On April 8, the daily sounds of cattle and dairy work on the Point Reyes peninsula are set to fade out. On that date, most commercial ranching will end as about a dozen family operations shut down under a confidential deal that hands large stretches of parkland back to conservation. The move follows a long and largely closed-door mediation process that has left many ranch hands, tenants and their families scrambling for housing and new paychecks. For West Marin, it is both a conservation milestone and a wrenching close to a 167-year local tradition.

Federal deal returns land to conservation

The National Park Service has signed off on a revised record of decision tied to a settlement that resolves litigation over ranching at Point Reyes and lays out an orderly wind-down of most leases. According to Point Reyes National Seashore, The Nature Conservancy entered private payment agreements with departing ranchers and will work with the park on restoration projects and cooperative agreements.
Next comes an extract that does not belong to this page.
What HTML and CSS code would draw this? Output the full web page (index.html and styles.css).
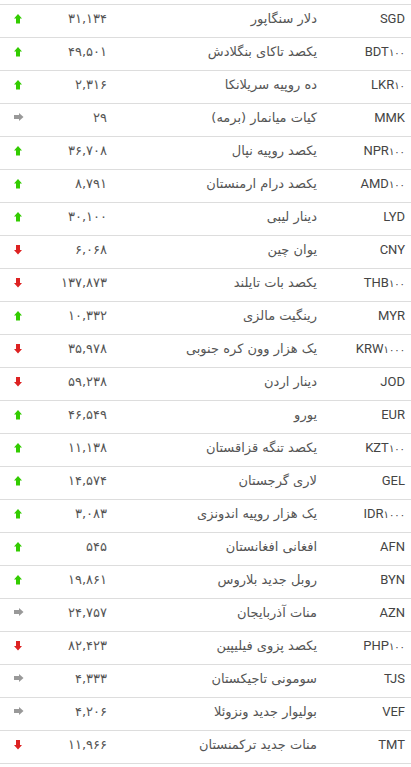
FILE: index.html
```html
<!DOCTYPE html>
<html lang="fa" dir="rtl">
<head>
<meta charset="utf-8">
<title>نرخ ارز</title>
<link rel="stylesheet" href="styles.css">
</head>
<body>
<svg width="0" height="0" class="defs" aria-hidden="true">
  <defs>
    <path id="a-up" d="M4 0 L8 4.5 L6 4.5 L6 9.5 L2 9.5 L2 4.5 L0 4.5 Z"/>
    <path id="a-down" d="M4 9.5 L8 5 L6 5 L6 0 L2 0 L2 5 L0 5 Z"/>
    <path id="a-same" d="M9.5 4 L5 8 L5 6 L0 6 L0 2 L5 2 L5 0 Z"/>
  </defs>
</svg>
<div class="table">
  <div class="row"><div class="code">SGD</div><div class="name">دلار سنگاپور</div><div class="val">۳۱,۱۳۴</div><div class="trend"><svg class="up" viewBox="0 0 10 10"><use href="#a-up"/></svg></div></div>
  <div class="row"><div class="code">BDT<small>۱۰۰</small></div><div class="name">یکصد تاکای بنگلادش</div><div class="val">۴۹,۵۰۱</div><div class="trend"><svg class="up" viewBox="0 0 10 10"><use href="#a-up"/></svg></div></div>
  <div class="row"><div class="code">LKR<small>۱۰</small></div><div class="name">ده روپیه سریلانکا</div><div class="val">۲,۳۱۶</div><div class="trend"><svg class="up" viewBox="0 0 10 10"><use href="#a-up"/></svg></div></div>
  <div class="row"><div class="code">MMK</div><div class="name">کیات میانمار (برمه)</div><div class="val">۲۹</div><div class="trend"><svg class="same" viewBox="0 0 10 10"><use href="#a-same"/></svg></div></div>
  <div class="row"><div class="code">NPR<small>۱۰۰</small></div><div class="name">یکصد روپیه نپال</div><div class="val">۳۶,۷۰۸</div><div class="trend"><svg class="up" viewBox="0 0 10 10"><use href="#a-up"/></svg></div></div>
  <div class="row"><div class="code">AMD<small>۱۰۰</small></div><div class="name">یکصد درام ارمنستان</div><div class="val">۸,۷۹۱</div><div class="trend"><svg class="up" viewBox="0 0 10 10"><use href="#a-up"/></svg></div></div>
  <div class="row"><div class="code">LYD</div><div class="name">دینار لیبی</div><div class="val">۳۰,۱۰۰</div><div class="trend"><svg class="up" viewBox="0 0 10 10"><use href="#a-up"/></svg></div></div>
  <div class="row"><div class="code">CNY</div><div class="name">یوان چین</div><div class="val">۶,۰۶۸</div><div class="trend"><svg class="down" viewBox="0 0 10 10"><use href="#a-down"/></svg></div></div>
  <div class="row"><div class="code">THB<small>۱۰۰</small></div><div class="name">یکصد بات تایلند</div><div class="val">۱۳۷,۸۷۳</div><div class="trend"><svg class="down" viewBox="0 0 10 10"><use href="#a-down"/></svg></div></div>
  <div class="row"><div class="code">MYR</div><div class="name">رینگیت مالزی</div><div class="val">۱۰,۳۳۲</div><div class="trend"><svg class="up" viewBox="0 0 10 10"><use href="#a-up"/></svg></div></div>
  <div class="row"><div class="code">KRW<small>۱۰۰۰</small></div><div class="name">یک هزار وون کره جنوبی</div><div class="val">۳۵,۹۷۸</div><div class="trend"><svg class="down" viewBox="0 0 10 10"><use href="#a-down"/></svg></div></div>
  <div class="row"><div class="code">JOD</div><div class="name">دینار اردن</div><div class="val">۵۹,۲۳۸</div><div class="trend"><svg class="down" viewBox="0 0 10 10"><use href="#a-down"/></svg></div></div>
  <div class="row"><div class="code">EUR</div><div class="name">یورو</div><div class="val">۴۶,۵۴۹</div><div class="trend"><svg class="up" viewBox="0 0 10 10"><use href="#a-up"/></svg></div></div>
  <div class="row"><div class="code">KZT<small>۱۰۰</small></div><div class="name">یکصد تنگه قزاقستان</div><div class="val">۱۱,۱۳۸</div><div class="trend"><svg class="up" viewBox="0 0 10 10"><use href="#a-up"/></svg></div></div>
  <div class="row"><div class="code">GEL</div><div class="name">لاری گرجستان</div><div class="val">۱۴,۵۷۴</div><div class="trend"><svg class="up" viewBox="0 0 10 10"><use href="#a-up"/></svg></div></div>
  <div class="row"><div class="code">IDR<small>۱۰۰۰</small></div><div class="name">یک هزار روپیه اندونزی</div><div class="val">۳,۰۸۳</div><div class="trend"><svg class="up" viewBox="0 0 10 10"><use href="#a-up"/></svg></div></div>
  <div class="row"><div class="code">AFN</div><div class="name">افغانی افغانستان</div><div class="val">۵۴۵</div><div class="trend"><svg class="up" viewBox="0 0 10 10"><use href="#a-up"/></svg></div></div>
  <div class="row"><div class="code">BYN</div><div class="name">روبل جدید بلاروس</div><div class="val">۱۹,۸۶۱</div><div class="trend"><svg class="up" viewBox="0 0 10 10"><use href="#a-up"/></svg></div></div>
  <div class="row"><div class="code">AZN</div><div class="name">منات آذربایجان</div><div class="val">۲۴,۷۵۷</div><div class="trend"><svg class="same" viewBox="0 0 10 10"><use href="#a-same"/></svg></div></div>
  <div class="row"><div class="code">PHP<small>۱۰۰</small></div><div class="name">یکصد پزوی فیلیپین</div><div class="val">۸۲,۴۲۳</div><div class="trend"><svg class="down" viewBox="0 0 10 10"><use href="#a-down"/></svg></div></div>
  <div class="row"><div class="code">TJS</div><div class="name">سومونی تاجیکستان</div><div class="val">۴,۳۳۳</div><div class="trend"><svg class="same" viewBox="0 0 10 10"><use href="#a-same"/></svg></div></div>
  <div class="row"><div class="code">VEF</div><div class="name">بولیوار جدید ونزوئلا</div><div class="val">۴,۲۰۶</div><div class="trend"><svg class="same" viewBox="0 0 10 10"><use href="#a-same"/></svg></div></div>
  <div class="row"><div class="code">TMT</div><div class="name">منات جدید ترکمنستان</div><div class="val">۱۱,۹۶۶</div><div class="trend"><svg class="down" viewBox="0 0 10 10"><use href="#a-down"/></svg></div></div>
</div>
</body>
</html>
```
FILE: styles.css
```css
html, body {
  margin: 0;
  padding: 0;
  background: #fff;
}
body {
  font-family: "DejaVu Sans", sans-serif;
  color: #555;
  font-size: 13px;
}
.defs {
  position: absolute;
  width: 0;
  height: 0;
}
.table {
  margin-top: 4px;
  border-bottom: 1px solid #ddd;
}
.row {
  display: grid;
  grid-template-columns: 94px 1fr 70px 37px;
  align-items: center;
  height: 26px;
  padding-bottom: 6px;
  border-top: 1px solid #ddd;
  box-sizing: content-box;
}
.code {
  direction: ltr;
  text-align: right;
  padding-right: 6px;
  font-family: Roboto, "Liberation Sans", sans-serif;
  font-size: 13px;
  color: #444;
}
.code small {
  font-family: "DejaVu Sans", sans-serif;
  font-size: 10px;
}
.name {
  text-align: right;
  white-space: nowrap;
}
.val {
  text-align: right;
}
.trend {
  display: flex;
  justify-content: center;
  padding-top: 1px;
}
.trend svg {
  width: 10px;
  height: 10px;
}
.up { fill: #33cc00; }
.down { fill: #dd2222; }
.same { fill: #999; }
```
The settlement spells out wind-down and lease-termination tools and confirms that payment agreements between The Nature Conservancy and departing ranchers are confidential.

Money, buyouts and who stays

Local reporting and park documents indicate that roughly 11 families agreed to a voluntary buyout that media accounts say totals about $30 million, financed by The Nature Conservancy. As reported by SFGATE, departing ranchers received roughly $2 million to $3 million each, while ranch workers were given payments in the range of $70,000 to $100,000. The Press Democrat has also detailed the private fundraising drive behind the buyouts and the anger in some corners over how quietly the deal-making unfolded.

Workers and tenants left scrambling

Dozens of non-owner residents, many of them Spanish-speaking ranch hands and tenants, were not included in the direct negotiations and now face displacement from on-site housing. Bay City News Service reporting republished by Local News Matters describes how looming deadlines pushed many families to start moving out months before the formal closure date, while community groups scrambled to line up temporary housing. The Community Land Trust Association of West Marin (CLAM) is creating a 14-unit tiny-home village and offering other transition support, according to local officials.

What will change on the ground

Park maps and reports show that lands vacated by departing operators will be rezoned away from commercial grazing and toward a scenic-landscape model that prioritizes conservation and public access. Local reporting and park documents describe plans to pull out miles of fencing, allow tule elk to expand their range, and keep a smaller number of long-term leases operating in other zones, with the specifics of which ranches stay on covered in local outlets. NorthBay Business Journal has reported on the land-use changes and which operations are expected to continue for now.

Legal fallout and sealed deals

The settlement itself spells out that the private Payment Agreements between The Nature Conservancy and departing ranchers are confidential, language that appears explicitly in the signed document. The agreement and its Wind-Down provisions set a schedule for closures and lease terminations while preserving the Park Service's authority to manage the lands, according to the National Park Service. Meanwhile, legal efforts by ranch tenants to gain formal representation and halt evictions were rejected in federal court, and a separate suit brought by tenants was dismissed, leaving residents with few remaining options, as reported by Bay City News Service via Local News Matters.

Local response and what's next

Reaction has split the community. Conservation groups are celebrating what they see as long-awaited habitat recovery and expanded range for tule elk, while many local residents and ranch advocates criticize the secrecy around private fundraising and the lack of stronger protections for workers. The Press Democrat has detailed private donor events and the broader debate over whether the buyouts should have included more direct support for displaced workers and their families. County and nonprofit leaders say they are trying to assemble short-term housing and job assistance even as the shutdowns move ahead.

Officials say the point of the shift is to let the seashore's riparian areas, grasslands and tule elk populations recover while keeping the park open and appealing to the roughly 2.4 million people who visit each year, according to National Park Service materials. For West Marin, the impact will be felt not just in acres restored but in local schools and shops and in the lives of generations who built their futures around ranching, a complicated handoff that will continue long after the last barn is emptied.